Мне нравятся здешние привычные ритуалы. В то лето я вышла из-под контроля – как и все мы. Я не могла дождаться момента, когда вернусь в то место, где буду заранее знать, что случится дальше. Ритм – вот что мне требовалось. Мать всегда говорила, что я девочка, которая любит порядок, которая любит знать, что будет в следующую минуту. Вот почему я так обрадовалась, когда они сказали: «Виновна». И конечно, из-за наказания. Я заслуживала, чтобы меня заперли в тюрьме. Это стало расплатой за все, что я сделала.
– Мисс Джеллико? – шепчет Виктор. – Что вы сделали? Мы же когда-то были друзьями, помните?
Теперь я понимаю, что Виктор меня любил. Но теперь уже слишком поздно.

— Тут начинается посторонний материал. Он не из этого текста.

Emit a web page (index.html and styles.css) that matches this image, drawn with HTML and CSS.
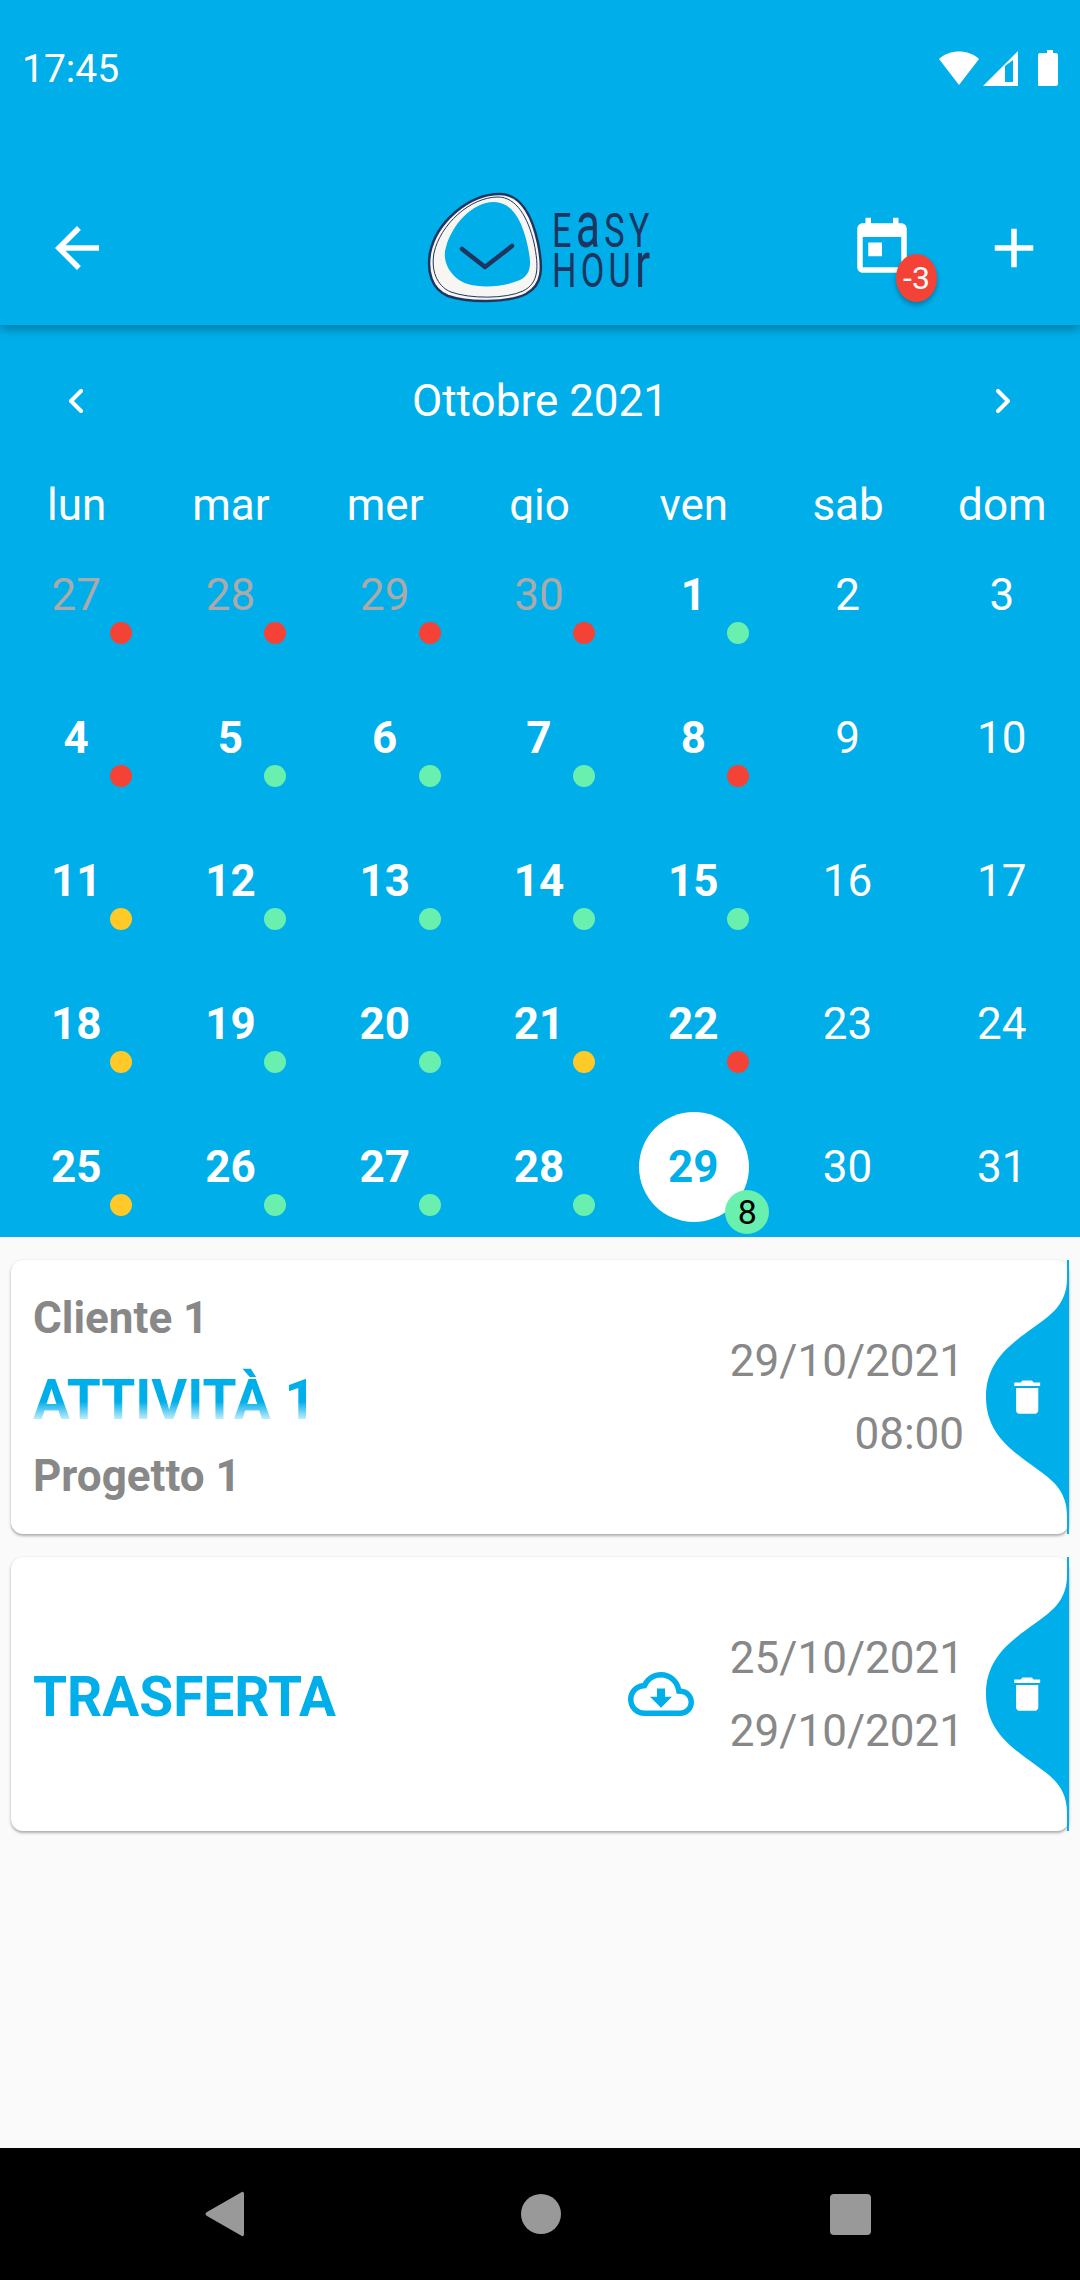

Все это уже слишком поздно.
– Если вы не скажете, – добавляет он, – получится, что вынесен неправосудный приговор, а это было бы нехорошо. Вы сами знаете, что это было бы нехорошо.
Я сжимаю его кисть. Его рука в моей. Может, нам больше ничего и не нужно?
– Теперь уж скоро, миссис Джеллико, – говорит Сестра-Помощница.
В четыре часа я принесла чай на деревянном подносе. Фарфоровый чайник согрет, купленное в магазине гарибальдийское печенье красиво разложено на тарелочке, две матерчатые салфетки продеты в серебряные кольца. «Если пища достойна того, чтобы ее съели, она достойна того, чтобы ее съели прилично». Опустив поднос на покрывало, я взяла запасную подушку: она всегда хранилась на верхней полке гардероба. Я подложила ее за спину матери, помогла ей сесть в постели. Мы выпили чай, она съела одно печенье. «Ты не голодна, Фрэнсис? Не похоже на тебя». – «Сегодня – не голодна, мама». Я рассказала ей, что видела через окно, выходящее на улицу. Кто прошел мимо, а кто нет.
Допив чай, она трясущейся рукой протянула мне тарелочку с печеньем. «Ты набираешь вес, – заметила она. – У подбородка, вокруг талии. Тебе надо бы последить за этим». И все это время она держала перед собой эти печенья – как ловушку, словно готовясь подманить и поймать на крючок. Я пыталась поскорей убрать ее тарелку и чашку, но она была проворнее – несмотря на всю свою хрупкость. Сквозь кардиган и блузку она ущипнула меня за талию, там, где никто не увидит лиловые синяки от пальцев. У нее по-прежнему крепкая хватка. Потом она стала читать свою книгу, а я отнесла поднос на кухню и вымыла посуду. Плача над раковиной, я съела четыре печенья, остававшиеся на тарелочке, и потом все печенья, которые были в пакете. «Она старая больная женщина, – твердила я себе, – и я ее люблю».
Я пытаюсь напеть мелодию, ту, где про «Пироги миссис Вагнер». Как там было?
– По-моему, она поет.
– Ш-ш-ш, миссис Джеллико. Все в полном порядке. Если вы готовы, можете отправляться уже сейчас.
В пять часов я вернулась в комнату. Положила закладку в то место, до которого дочитала мать, закрыла книгу, опустила на прикроватный столик. Мать дремала. Включив ночник, я подошла к окну и выглянула наружу. На улице никого не было. Я задвинула занавески. Мать вздохнула. Во всем этом был привычный порядок. Нам нравились наши привычные ритуалы, вся эта рутина. Я обошла кровать, подойдя к ней с другой стороны, и приподняла мать за плечи, чтобы вытащить дополнительную подушку из-под ее затылка. Я не убрала ее на верхнюю полку гардероба, на ее законное место. Во всяком случае, не сразу. Мать сопротивлялась, стонала. Она была сильнее, чем я ожидала.
Потом у нее был такой вид, точно она спит. Она лежала так мирно.
– Прости, мама, – сказала я.
Вода просачивается под дверь тюремной больничной палаты, где я лежу. Поднимается вокруг ножек стула, на котором сидит Виктор. Край одеяла совсем промок. В углу мычит белая корова. Я никогда не любила коров. Усевшийся на карнизе черный дрозд пятнает пометом окно. Он смотрит, как лис вспрыгивает на кровать и начинает носиться кругами по моим укрытым ногам. А на груди у меня молча сидит заяц. Вода прибывает, теперь она уже льется через окно, и вот мы уже все внизу, под волнами. Лежа в постели, я смотрю, как заяц, птица, лис и корова плавают по моей тюремной палате, хотя никому из них тут не место.